There are 60 cards in the Animal Planet series and 100 in the Monsterology series. To encourage kids to keep buying card packs, Nukotoys makes sure some cards are rare; the more endangered the animal or the more powerful the monster, the fewer of their cards are in circulation.
The games themselves, which are built on the Unity 3D engine, are aimed at kids who are old enough to read but young enough to be interested in cheetahs, giraffes, and dragons. (Which could be pretty old. I’m just sayin’.) In the Monsterology game, players work their way through 10 levels by pitting the monsters from their cards against other monsters in the game; ultimately they must take on Vidious Mulderbane, an evil wizard who is trying to take control of the Oloverse, the world in which all of the Ology books are set. In Animal Planet Wildlands, which is aimed at a slightly younger crowd, things are a little tamer—the game is mainly about building collections of animals and letting them race around the savanna.
Both games have an educational component, but it’s not front and center. “There is an interesting infographic about what parents would say to game developers,” says Raderman. “In the middle is ‘Be educational,’ but even bigger than that is ‘Be fun.’ We are aiming for fun first, but in Animal Planet kids are learning about animals and in Monsterology they are learning about mythology. Plus, there is this magical moment of tapping a Nuko card and bringing it to life in the game, in a way that hasn’t been seen before.”
Penman and Raderman share the CEO role at the 10-employee startup, which has plans to sell more types of virtual items within the games, introduce Pokemon-style tabletop games based on the cards, and even tweak the behavior of the existing games over time.

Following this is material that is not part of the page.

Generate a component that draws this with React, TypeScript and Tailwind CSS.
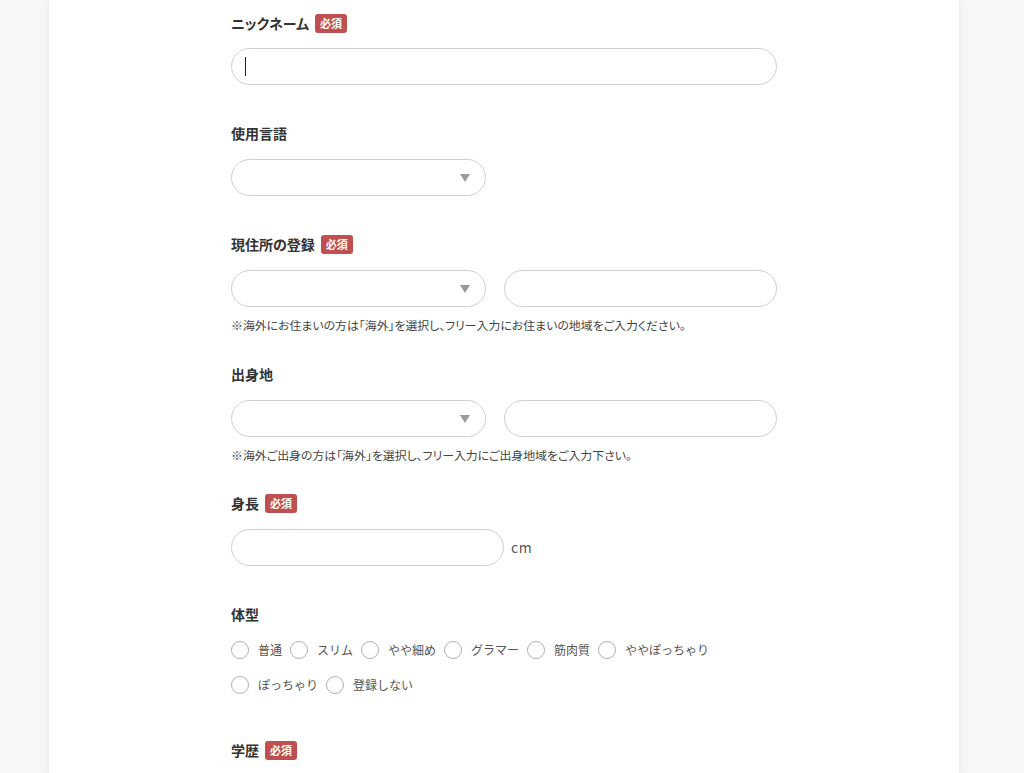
import React from "react";

const font = {
  fontFamily: '"Noto Sans CJK JP", "Noto Sans", sans-serif',
};
const palt = { fontFeatureSettings: '"palt"' };

function Badge() {
  return (
    <span className="ml-[6px] inline-flex h-[19px] w-[32px] items-center justify-center rounded-[3px] bg-[#c0504f] text-[11px] font-bold leading-none text-white">
      必須
    </span>
  );
}

function Label({ text, req, className = "" }: { text: string; req?: boolean; className?: string }) {
  return (
    <div className={`flex h-[20px] items-center text-[14px] font-bold text-[#333] ${className}`} style={palt}>
      <span>{text}</span>
      {req && <Badge />}
    </div>
  );
}

function Select({ w }: { w: string }) {
  return (
    <div className={`flex h-[37px] ${w} items-center justify-end rounded-full border border-[#cfcfcf] bg-white pr-[15px]`}>
      <svg width="10" height="8" viewBox="0 0 10 8">
        <path d="M0 0 L10 0 L5 8 Z" fill="#9a9a9a" />
      </svg>
    </div>
  );
}

function TextBox({ w, caret }: { w: string; caret?: boolean }) {
  return (
    <div className={`flex h-[37px] ${w} items-center rounded-full border border-[#cfcfcf] bg-white`}>
      {caret && <span className="ml-[13px] h-[19px] w-[1px] bg-[#222]" />}
    </div>
  );
}

function Radio({ label }: { label: string }) {
  return (
    <div className="flex h-[18px] items-center">
      <span className="h-[18px] w-[18px] rounded-full border border-[#b0b0b0] bg-white" />
      <span className="ml-[9px] mr-[8px] text-[12px] leading-[18px] text-[#555]">{label}</span>
    </div>
  );
}

function Note({ text }: { text: string }) {
  return (
    <p className="mt-[9px] h-[18px] text-[11.9px] leading-[18px] text-[#444]" style={palt}>
      {text}
    </p>
  );
}

export default function App() {
  return (
    <div className="min-h-[773px] bg-[#f7f7f7]" style={font}>
      <div className="ml-[49px] min-h-[773px] w-[910px] bg-white pl-[182px] pt-[13px] shadow-[0_0_10px_rgba(0,0,0,0.07)]">
        <Label text="ニックネーム" req className="mb-[15px]" />
        <TextBox w="w-[546px]" caret />

        <Label text="使用言語" className="mb-[16px] mt-[38px]" />
        <Select w="w-[255px]" />

        <Label text="現住所の登録" req className="mb-[16px] mt-[38px]" />
        <div className="flex gap-[18px]">
          <Select w="w-[255px]" />
          <TextBox w="w-[273px]" />
        </div>
        <Note text="※海外にお住まいの方は「海外」を選択し、フリー入力にお住まいの地域をご入力ください。" />

        <Label text="出身地" className="mb-[16px] mt-[30px]" />
        <div className="flex gap-[18px]">
          <Select w="w-[255px]" />
          <TextBox w="w-[273px]" />
        </div>
        <Note text="※海外ご出身の方は「海外」を選択し、フリー入力にご出身地域をご入力下さい。" />

        <Label text="身長" req className="mb-[16px] mt-[29px]" />
        <div className="flex items-center">
          <TextBox w="w-[273px]" />
          <span className="ml-[7px] text-[14px] tracking-[0.5px] text-[#555]">cm</span>
        </div>

        <Label text="体型" className="mb-[17px] mt-[38px]" />
        <div className="flex w-[546px] flex-wrap">
          {["普通", "スリム", "やや細め", "グラマー", "筋肉質", "ややぽっちゃり"].map((t) => (
            <Radio key={t} label={t} />
          ))}
        </div>
        <div className="mt-[17px] flex">
          {["ぽっちゃり", "登録しない"].map((t) => (
            <Radio key={t} label={t} />
          ))}
        </div>

        <Label text="学歴" req className="mt-[46px]" />
      </div>
    </div>
  );
}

“We are interested in creating a new type of toy that really takes advantage of this fantastic platform and can evolve over time and become more interesting as the child uses it,” Raderman says. “You have a physical product that is the key to some action or content, but what that content is can change depending on how long they’ve been playing or who their friends are. It can constantly be upgraded according to feedback we’re getting from parents or kids or bloggers. If I tap a Cyclops on Monday it might do something completely different by Wednesday.”